また、学校へ戻った後、④「協定式参加の経験に関する感想レポート作成」に各自取り組まれ、全員の感想レポートを楽天にも共有いただいた。これも全て紹介したいが、掲載スペースの都合上、泣く泣く、一部のみに絞って下記記載する。
【協定式参加の経験に関する感想レポート】
・若い人が県を出て行っても、長野県はいい県だなと思ってほしい。
・「課題はチャンスで、その課題を乗り越えたらよりよい県や町になる」言葉にとても共感した。
・「こんなに貴重な体験を小学校からできて、町のことや長野県のことを阿部知事に教えてもらったので、今の年齢から取り組んで長野県民として住みたい」と思った。
・「自我作古」「課題はビジネスチャンス」という言葉が、心に残りました。「自我作古」は、自分で歴史を作れる、「課題はビジネスチャンス」は、失敗は成功のもと、みたいな感じがして、とても共感できました。
・一番心に残った言葉は、「課題はチャンス」ということです。6年生は、生徒会やたてわり地区子ども会など、こまったことや大変なこともたくさんあるけど、それがチャンスなんだと思いました。次から、こまったことや大変な時もそれがチャンスと心の中で思っていようと考えました。これからも、農業、人口流出、環境問題、高齢化社会といった問題にどう向き合っていったら良いのか、考えてみたいです。
・ぼくが一番心に残ったことは、課題は問題じゃない。これはチャンスだということです。チャンスをつかみとれば、ぼく達子どもがこれから未来で長野県を、日本をより良くできると思いました。なので、課題はあきらめるのではなく、挑戦や前向きに取り組み、どんなこともチャンスにしてつかみとりたいと思いました。また、ぼく達の一つのチャレンジがとても大切だということもわかりました。
・今日の協定式で、こども記者の質問の答えを聞いて、どの質問でも私たちにできることを言っていたので、自分たちの行動が問題の解決につながることもあるんだなと思いました。
・長野県では地球温暖化などいろいろなことについて対策をしているんだと知って勉強になった。再生可能エネルギーを使うとか、エネルギーの節約などをすれば地球温暖化も少しはよくなると思った。
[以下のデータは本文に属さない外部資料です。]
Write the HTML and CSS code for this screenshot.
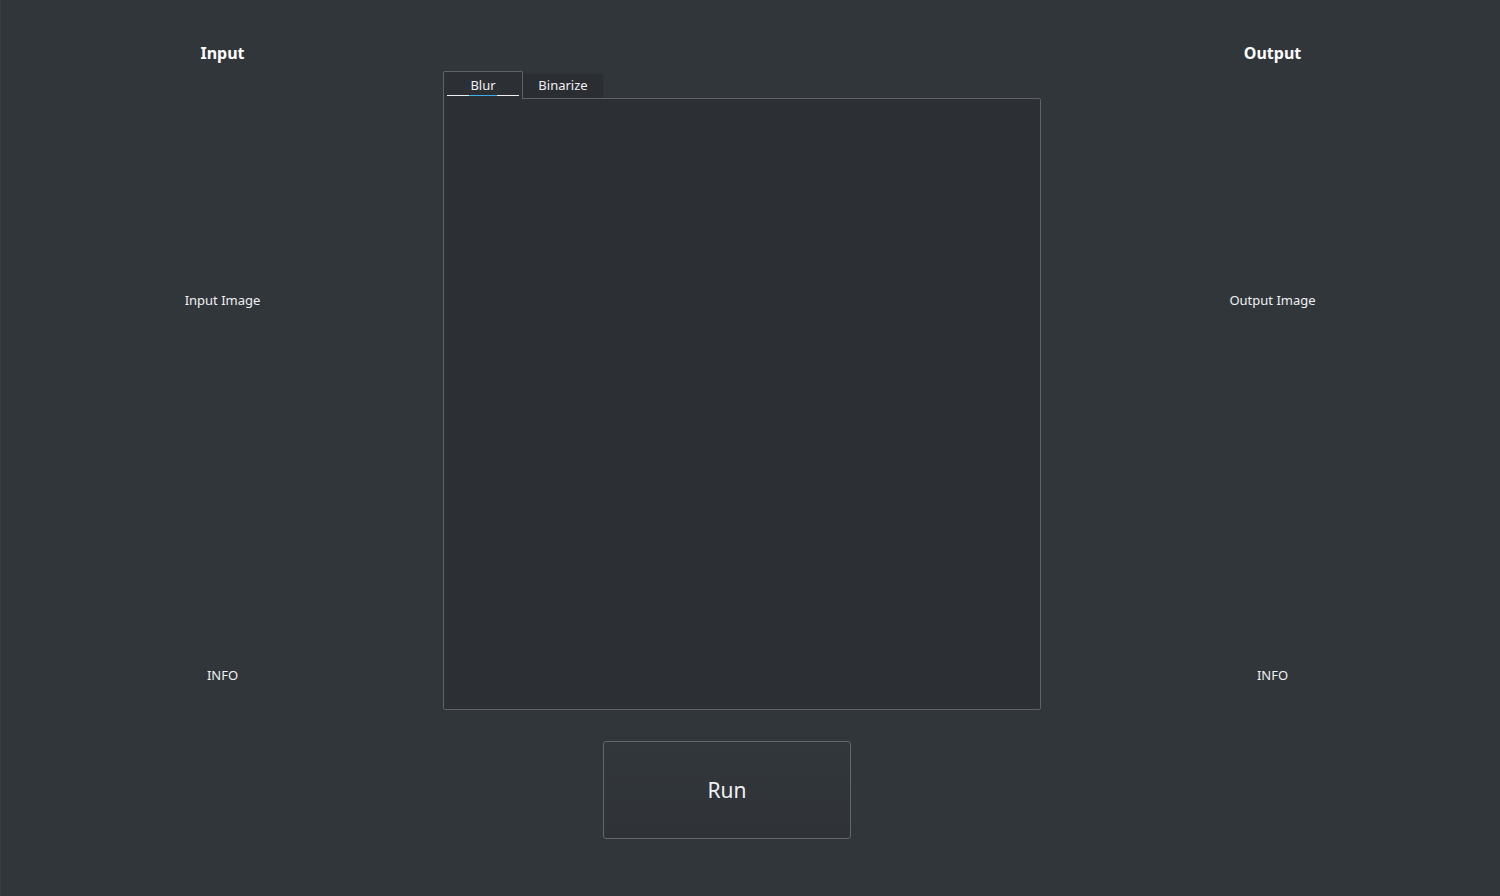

直後の感想インタビューでは拾えなかった感想レポート要素で言うと、
・子どもたちは、阿部知事や楽天CWO小林の大人の回答(言葉)を自分たちなりに咀嚼して理解し、かつ自分達の今後の生活やアクションにつなげようとしている積極的な姿勢が端々にみられた点
・子どもたちは、長野県や自分たちの町を愛しており、これからも自分達の生活する今の社会を守っていきたいという地元愛と日本社会全体に対するリーダーシップを感じられた点が印象的であった。
今回、初めて、地域の小学校と連携した「日本の未来と地域課題に対する対話」を行ってみたが、子どもたちと一緒に取り組むことで、「子どもたちは、どんな視点で考えているか」「子どもたちは、未来にどんな期待・希望をもっているか」などといった、【子ども視点】と向き合うこととなり、それは、想像していた以上に、「机上での想像範囲」と「実際に交流して取り組んだ中身」には違いがあった。これからも、今後の未来を担う子どもたちと実際に連携しながら、視点・見解・感想をもらうということも、地域創生において重要であると思った。